Detailing the new investment and business climate in Tunisia and the enactment of investor-friendly laws that conform to global standards, the envoy said, “There are more than 2,000 foreign companies operating in Tunisia, and many that left during the years of turmoil are now starting to come back, mainly because of changed business environment and the availability of a large pool of educated, technically-qualified and experienced Tunisian personnel.”
Tourism is another sector that could be attractive, both as an investment option and a tourist destination, for Kuwaitis, noted Ambassador Erray. “From its vast barren deserts landscapes, which attracted George Lucas to shoot several episodes of his Star Wars series there, to its 1,300 km of pristine beaches on the Mediterranean; from its distinctively rich cultural life and historical attractions that date back to centuries of interaction with different civilizations, Tunisia is a one-of-kind tourism destination. Last year more than 7 million travelers visited Tunisia and we plan on increasing this number to match our national population of 11.5 million in a few years time.”

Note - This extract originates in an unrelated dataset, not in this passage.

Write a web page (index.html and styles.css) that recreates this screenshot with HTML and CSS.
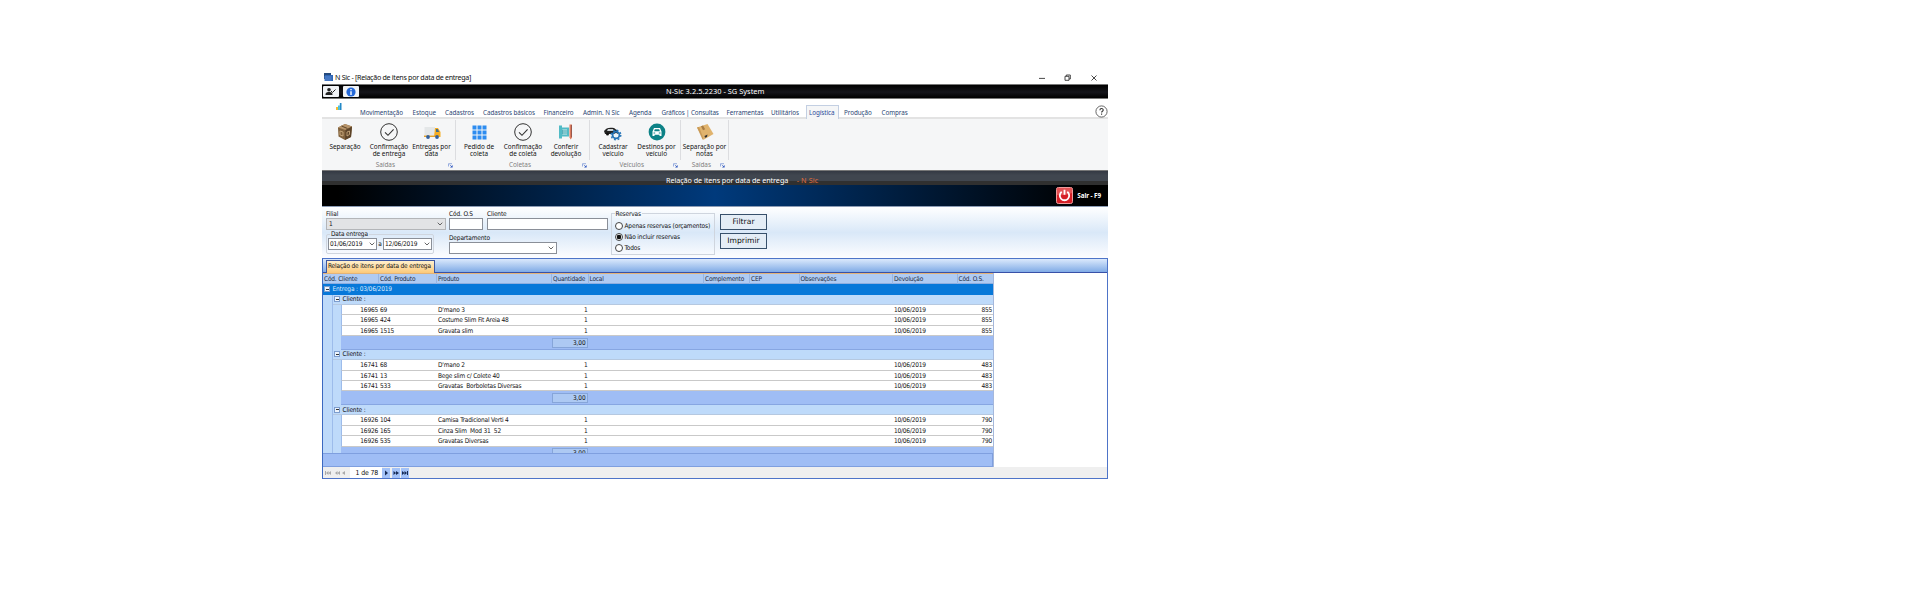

In conclusion, Ambassador Erray reiterated his pleasure to be in the country, “Kuwait is distinctive in its emphasis on humaneness in interactions with other nations. This has been highlighted on numerous occasions such as natural disasters around the world, in granting aid to developing countries in Africa and Asia, and most recently in its generous contributions to alleviating suffering among Syrian people caught up in the ongoing conflict.”
He added, “I would like to extend my heartiest congratulations to the leadership, government and people of Kuwait on upcoming celebrations to mark the 53rd anniversary of Independence, the 23rd anniversary of Liberation and the 8th anniversary of ascension of His Highness Sheikh Sabah Al-Ahmad Al-Jaber Al-Sabah as Amir of the State of Kuwait.